• [STATED GOAL]
Your task is to output the listing word for word, with pictures excluded.

Records with interface code:

-- -- --

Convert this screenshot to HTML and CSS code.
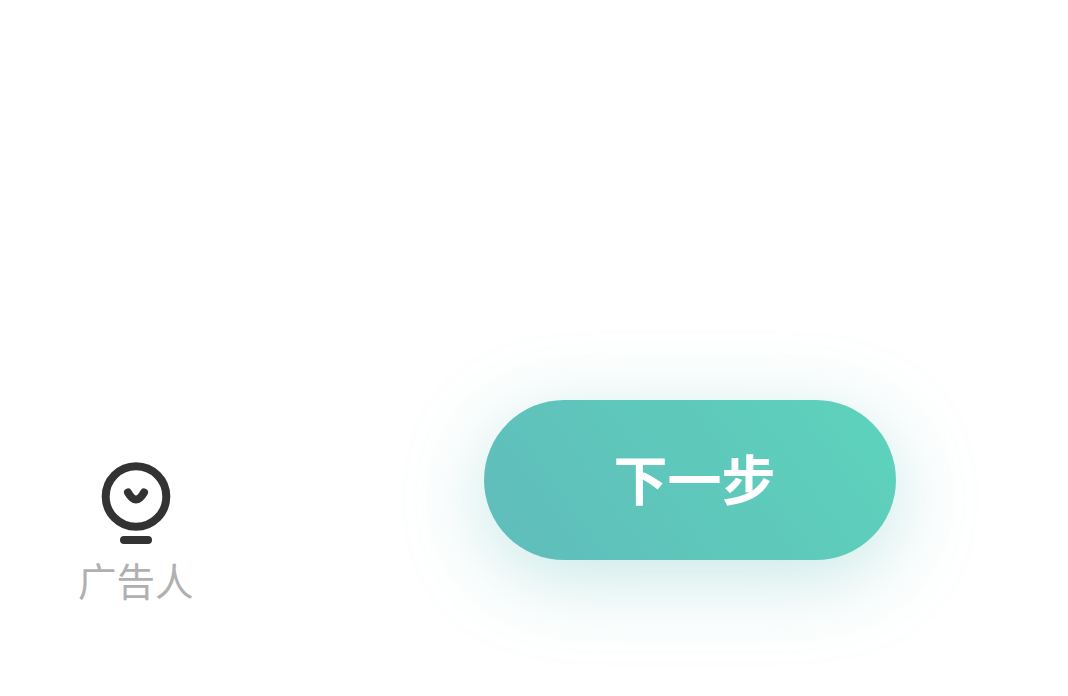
FILE: index.html
```html
<!DOCTYPE html>
<html lang="zh-CN">
<head>
    <meta charset="UTF-8">
    <meta name="viewport" content="width=device-width, initial-scale=1.0">
    <title>下一步</title>
    <link rel="stylesheet" href="styles.css">
</head>
<body>
    <div class="footer">
        <div class="tab">
            <svg class="tab-icon" width="70" height="84" viewBox="0 0 70 84">
                <circle cx="35" cy="34.500" r="30.300" fill="none" stroke="#333" stroke-width="8"/>
                <path d="M27 30.500 Q31 37.500 35 37.500 Q39 37.500 43 30.500" fill="none" stroke="#333" stroke-width="8" stroke-linecap="round" stroke-linejoin="round"/>
                <rect x="19" y="74" width="32" height="8" rx="4" fill="#333"/>
            </svg>
            <span class="tab-label">广告人</span>
        </div>
        <button class="next-btn">下一步</button>
    </div>
</body>
</html>
```

FILE: styles.css
```css
body {
    margin: 0;
    background: #fff;
    font-family: "Noto Sans CJK SC", "Liberation Sans", sans-serif;
    overflow: hidden;
}

.footer {
    display: flex;
    align-items: flex-start;
    justify-content: space-between;
    height: 296px;
    padding: 400px 172px 0 78px;
}

.tab {
    display: flex;
    flex-direction: column;
    align-items: center;
    margin-top: 62px;
}

.tab-icon {
    display: block;
    margin-left: 1px;
    margin-bottom: 13px;
}

.tab-label {
    font-size: 38.500px;
    font-weight: 400;
    line-height: 40px;
    color: #b0b0b0;
}

.next-btn {
    width: 412px;
    height: 160px;
    padding: 0 0 6px 9px;
    border: none;
    border-radius: 80px;
    font-family: inherit;
    font-size: 54px;
    font-weight: 700;
    color: #fff;
    background: linear-gradient(55deg, #60bcbb, #5dd3bb);
    box-shadow: 0 18px 80px rgba(96, 190, 185, 0.36);
}
```
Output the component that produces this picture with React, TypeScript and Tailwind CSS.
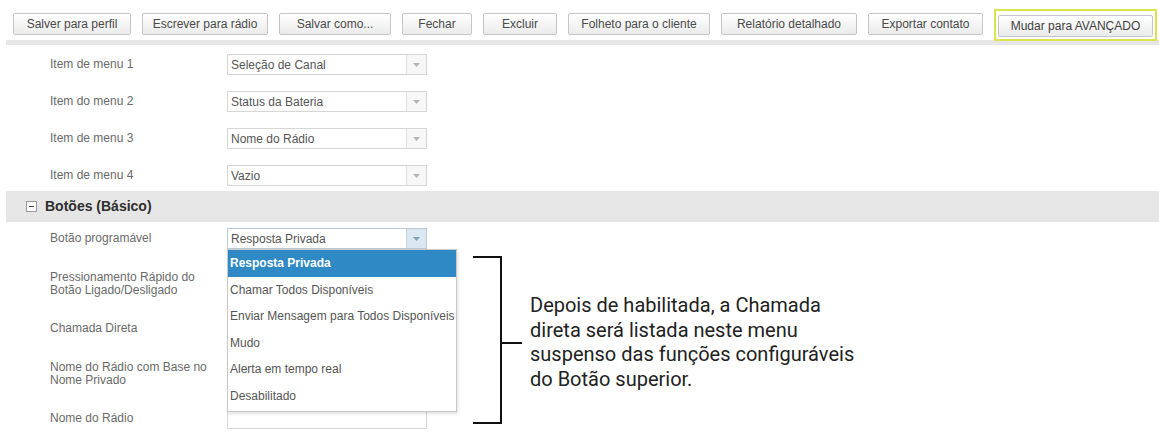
import React from "react";

const FONT = { fontFamily: '"Liberation Sans", Arial, sans-serif' };

const toolbar: { label: string; w: number }[] = [
  { label: "Salver para perfil", w: 118 },
  { label: "Escrever para rádio", w: 126 },
  { label: "Salvar como...", w: 112 },
  { label: "Fechar", w: 70 },
  { label: "Excluir", w: 74 },
  { label: "Folheto para o cliente", w: 142 },
  { label: "Relatório detalhado", w: 136 },
  { label: "Exportar contato", w: 115 },
];

const menuRows = [
  { label: "Item de menu 1", value: "Seleção de Canal" },
  { label: "Item do menu 2", value: "Status da Bateria" },
  { label: "Item de menu 3", value: "Nome do Rádio" },
  { label: "Item de menu 4", value: "Vazio" },
];

const options = [
  "Resposta Privada",
  "Chamar Todos Disponíveis",
  "Enviar Mensagem para Todos Disponíveis",
  "Mudo",
  "Alerta em tempo real",
  "Desabilitado",
];

function Caret({ active }: { active?: boolean }) {
  return (
    <svg width="7" height="4" viewBox="0 0 7 4">
      <path d="M0 0h7L3.5 4z" fill={active ? "#7f9fbb" : "#b5b5b5"} />
    </svg>
  );
}

function Select({ value, active }: { value: string; active?: boolean }) {
  return (
    <div
      className={`flex h-[21px] w-[200px] items-stretch border bg-white ${
        active ? "border-[#b9c9d6]" : "border-[#d6d6d6]"
      }`}
    >
      <div className="flex flex-1 items-center pl-[3px] text-[12px] text-[#555]">{value}</div>
      <div
        className={`flex w-[20px] items-center justify-center border-l ${
          active ? "border-[#c3d3e0] bg-[#dbe7f1]" : "border-[#e2e2e2] bg-[#f7f7f7]"
        }`}
      >
        <Caret active={active} />
      </div>
    </div>
  );
}

function TextBox() {
  return <div className="h-[21px] w-[200px] border border-[#d6d6d6] bg-white" />;
}

function Row({
  label,
  children,
}: {
  label: React.ReactNode;
  children?: React.ReactNode;
}) {
  return (
    <div className="flex h-[21px] items-center">
      <div className="w-[177px] text-[12px] leading-[13px] text-[#6a6a6a]">{label}</div>
      {children}
    </div>
  );
}

export default function App() {
  return (
    <div className="h-[435px] w-[1159px] overflow-hidden bg-white" style={FONT}>
      {/* top toolbar */}
      <div className="flex h-[40px] items-start gap-[11px] pl-[13px] pt-[13px]">
        {toolbar.map((b) => (
          <button
            key={b.label}
            style={{ width: b.w }}
            className="h-[22px] rounded-[2px] border border-[#c6c6c6] bg-gradient-to-b from-white to-[#ebebeb] text-[12px] text-[#4a4a4a]"
          >
            {b.label}
          </button>
        ))}
        <div className="-mt-[4px] border-2 border-[#dbe34e] p-[2px]">
          <button className="h-[22px] w-[155px] rounded-[2px] border border-[#c6c6c6] bg-gradient-to-b from-white to-[#ebebeb] text-[12px] text-[#3f3f3f]">
            Mudar para AVANÇADO
          </button>
        </div>
      </div>

      {/* tail of the previous section header */}
      <div className="ml-[6px] h-[5px] bg-[#e6e6e6]" />

      {/* menu items */}
      <div className="flex flex-col gap-[16px] pb-[5px] pl-[50px] pt-[9px]">
        {menuRows.map((r) => (
          <Row key={r.label} label={r.label}>
            <Select value={r.value} />
          </Row>
        ))}
      </div>

      {/* section header */}
      <div className="ml-[6px] flex h-[31px] items-center bg-[#e6e6e6] pl-[20px]">
        <div className="flex h-[11px] w-[11px] items-center justify-center border border-[#9a9a9a] bg-white">
          <div className="h-[1px] w-[5px] bg-[#444]" />
        </div>
        <span className="ml-[8px] text-[14px] font-bold text-[#2e2e2e]">Botões (Básico)</span>
      </div>

      {/* section body */}
      <div className="flex">
        <div className="relative flex w-[473px] flex-col gap-[24px] pl-[50px] pt-[6px]">
          <Row label="Botão programável">
            <div className="relative">
              <Select value="Resposta Privada" active />
              {/* open option list */}
              <div className="absolute left-0 top-[21px] z-10 w-[230px] border border-[#c9c9c9] bg-white pb-[2px] shadow-[1px_2px_3px_rgba(0,0,0,0.12)]">
                {options.map((o, i) => (
                  <div
                    key={o}
                    className={`flex h-[26.5px] items-center whitespace-nowrap pl-[2px] text-[12px] ${
                      i === 0 ? "bg-[#2f89c5] font-bold text-white" : "text-[#555]"
                    }`}
                  >
                    {o}
                  </div>
                ))}
              </div>
            </div>
          </Row>
          <Row
            label={
              <>
                Pressionamento Rápido do
                <br />
                Botão Ligado/Desligado
              </>
            }
          >
            <Select value="" />
          </Row>
          <Row label="Chamada Direta">
            <Select value="" />
          </Row>
          <Row
            label={
              <>
                Nome do Rádio com Base no
                <br />
                Nome Privado
              </>
            }
          >
            <Select value="" />
          </Row>
          <Row label="Nome do Rádio">
            <TextBox />
          </Row>
        </div>

        {/* annotation */}
        <div className="mt-[34px] flex items-center self-start">
          <div className="h-[168px] w-[29px] border-y-2 border-r-2 border-[#111]" />
          <div className="mt-[6px] h-[2px] w-[20px] bg-[#111]" />
          <div
            className="ml-[8px] mt-[4px] text-[20px] leading-[24.5px] text-[#222]"
            style={{ fontFamily: "Roboto, sans-serif" }}
          >
            Depois de habilitada, a Chamada
            <br />
            direta será listada neste menu
            <br />
            suspenso das funções configuráveis
            <br />
            do Botão superior.
          </div>
        </div>
      </div>
    </div>
  );
}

-- -- --

• [ANSWER TO THIS PROBLEM]
Convert this screenshot to HTML and CSS code.
FILE: index.html
```html
<!DOCTYPE html>
<html lang="zh-CN">
<head>
    <meta charset="UTF-8">
    <meta name="viewport" content="width=device-width, initial-scale=1.0">
    <title>下一步</title>
    <link rel="stylesheet" href="styles.css">
</head>
<body>
    <div class="footer">
        <div class="tab">
            <svg class="tab-icon" width="70" height="84" viewBox="0 0 70 84">
                <circle cx="35" cy="34.500" r="30.300" fill="none" stroke="#333" stroke-width="8"/>
                <path d="M27 30.500 Q31 37.500 35 37.500 Q39 37.500 43 30.500" fill="none" stroke="#333" stroke-width="8" stroke-linecap="round" stroke-linejoin="round"/>
                <rect x="19" y="74" width="32" height="8" rx="4" fill="#333"/>
            </svg>
            <span class="tab-label">广告人</span>
        </div>
        <button class="next-btn">下一步</button>
    </div>
</body>
</html>
```

FILE: styles.css
```css
body {
    margin: 0;
    background: #fff;
    font-family: "Noto Sans CJK SC", "Liberation Sans", sans-serif;
    overflow: hidden;
}

.footer {
    display: flex;
    align-items: flex-start;
    justify-content: space-between;
    height: 296px;
    padding: 400px 172px 0 78px;
}

.tab {
    display: flex;
    flex-direction: column;
    align-items: center;
    margin-top: 62px;
}

.tab-icon {
    display: block;
    margin-left: 1px;
    margin-bottom: 13px;
}

.tab-label {
    font-size: 38.500px;
    font-weight: 400;
    line-height: 40px;
    color: #b0b0b0;
}

.next-btn {
    width: 412px;
    height: 160px;
    padding: 0 0 6px 9px;
    border: none;
    border-radius: 80px;
    font-family: inherit;
    font-size: 54px;
    font-weight: 700;
    color: #fff;
    background: linear-gradient(55deg, #60bcbb, #5dd3bb);
    box-shadow: 0 18px 80px rgba(96, 190, 185, 0.36);
}
```
Output the component that produces this picture with React, TypeScript and Tailwind CSS.
import React from "react";

const FONT = { fontFamily: '"Liberation Sans", Arial, sans-serif' };

const toolbar: { label: string; w: number }[] = [
  { label: "Salver para perfil", w: 118 },
  { label: "Escrever para rádio", w: 126 },
  { label: "Salvar como...", w: 112 },
  { label: "Fechar", w: 70 },
  { label: "Excluir", w: 74 },
  { label: "Folheto para o cliente", w: 142 },
  { label: "Relatório detalhado", w: 136 },
  { label: "Exportar contato", w: 115 },
];

const menuRows = [
  { label: "Item de menu 1", value: "Seleção de Canal" },
  { label: "Item do menu 2", value: "Status da Bateria" },
  { label: "Item de menu 3", value: "Nome do Rádio" },
  { label: "Item de menu 4", value: "Vazio" },
];

const options = [
  "Resposta Privada",
  "Chamar Todos Disponíveis",
  "Enviar Mensagem para Todos Disponíveis",
  "Mudo",
  "Alerta em tempo real",
  "Desabilitado",
];

function Caret({ active }: { active?: boolean }) {
  return (
    <svg width="7" height="4" viewBox="0 0 7 4">
      <path d="M0 0h7L3.5 4z" fill={active ? "#7f9fbb" : "#b5b5b5"} />
    </svg>
  );
}

function Select({ value, active }: { value: string; active?: boolean }) {
  return (
    <div
      className={`flex h-[21px] w-[200px] items-stretch border bg-white ${
        active ? "border-[#b9c9d6]" : "border-[#d6d6d6]"
      }`}
    >
      <div className="flex flex-1 items-center pl-[3px] text-[12px] text-[#555]">{value}</div>
      <div
        className={`flex w-[20px] items-center justify-center border-l ${
          active ? "border-[#c3d3e0] bg-[#dbe7f1]" : "border-[#e2e2e2] bg-[#f7f7f7]"
        }`}
      >
        <Caret active={active} />
      </div>
    </div>
  );
}

function TextBox() {
  return <div className="h-[21px] w-[200px] border border-[#d6d6d6] bg-white" />;
}

function Row({
  label,
  children,
}: {
  label: React.ReactNode;
  children?: React.ReactNode;
}) {
  return (
    <div className="flex h-[21px] items-center">
      <div className="w-[177px] text-[12px] leading-[13px] text-[#6a6a6a]">{label}</div>
      {children}
    </div>
  );
}

export default function App() {
  return (
    <div className="h-[435px] w-[1159px] overflow-hidden bg-white" style={FONT}>
      {/* top toolbar */}
      <div className="flex h-[40px] items-start gap-[11px] pl-[13px] pt-[13px]">
        {toolbar.map((b) => (
          <button
            key={b.label}
            style={{ width: b.w }}
            className="h-[22px] rounded-[2px] border border-[#c6c6c6] bg-gradient-to-b from-white to-[#ebebeb] text-[12px] text-[#4a4a4a]"
          >
            {b.label}
          </button>
        ))}
        <div className="-mt-[4px] border-2 border-[#dbe34e] p-[2px]">
          <button className="h-[22px] w-[155px] rounded-[2px] border border-[#c6c6c6] bg-gradient-to-b from-white to-[#ebebeb] text-[12px] text-[#3f3f3f]">
            Mudar para AVANÇADO
          </button>
        </div>
      </div>

      {/* tail of the previous section header */}
      <div className="ml-[6px] h-[5px] bg-[#e6e6e6]" />

      {/* menu items */}
      <div className="flex flex-col gap-[16px] pb-[5px] pl-[50px] pt-[9px]">
        {menuRows.map((r) => (
          <Row key={r.label} label={r.label}>
            <Select value={r.value} />
          </Row>
        ))}
      </div>

      {/* section header */}
      <div className="ml-[6px] flex h-[31px] items-center bg-[#e6e6e6] pl-[20px]">
        <div className="flex h-[11px] w-[11px] items-center justify-center border border-[#9a9a9a] bg-white">
          <div className="h-[1px] w-[5px] bg-[#444]" />
        </div>
        <span className="ml-[8px] text-[14px] font-bold text-[#2e2e2e]">Botões (Básico)</span>
      </div>

      {/* section body */}
      <div className="flex">
        <div className="relative flex w-[473px] flex-col gap-[24px] pl-[50px] pt-[6px]">
          <Row label="Botão programável">
            <div className="relative">
              <Select value="Resposta Privada" active />
              {/* open option list */}
              <div className="absolute left-0 top-[21px] z-10 w-[230px] border border-[#c9c9c9] bg-white pb-[2px] shadow-[1px_2px_3px_rgba(0,0,0,0.12)]">
                {options.map((o, i) => (
                  <div
                    key={o}
                    className={`flex h-[26.5px] items-center whitespace-nowrap pl-[2px] text-[12px] ${
                      i === 0 ? "bg-[#2f89c5] font-bold text-white" : "text-[#555]"
                    }`}
                  >
                    {o}
                  </div>
                ))}
              </div>
            </div>
          </Row>
          <Row
            label={
              <>
                Pressionamento Rápido do
                <br />
                Botão Ligado/Desligado
              </>
            }
          >
            <Select value="" />
          </Row>
          <Row label="Chamada Direta">
            <Select value="" />
          </Row>
          <Row
            label={
              <>
                Nome do Rádio com Base no
                <br />
                Nome Privado
              </>
            }
          >
            <Select value="" />
          </Row>
          <Row label="Nome do Rádio">
            <TextBox />
          </Row>
        </div>

        {/* annotation */}
        <div className="mt-[34px] flex items-center self-start">
          <div className="h-[168px] w-[29px] border-y-2 border-r-2 border-[#111]" />
          <div className="mt-[6px] h-[2px] w-[20px] bg-[#111]" />
          <div
            className="ml-[8px] mt-[4px] text-[20px] leading-[24.5px] text-[#222]"
            style={{ fontFamily: "Roboto, sans-serif" }}
          >
            Depois de habilitada, a Chamada
            <br />
            direta será listada neste menu
            <br />
            suspenso das funções configuráveis
            <br />
            do Botão superior.
          </div>
        </div>
      </div>
    </div>
  );
}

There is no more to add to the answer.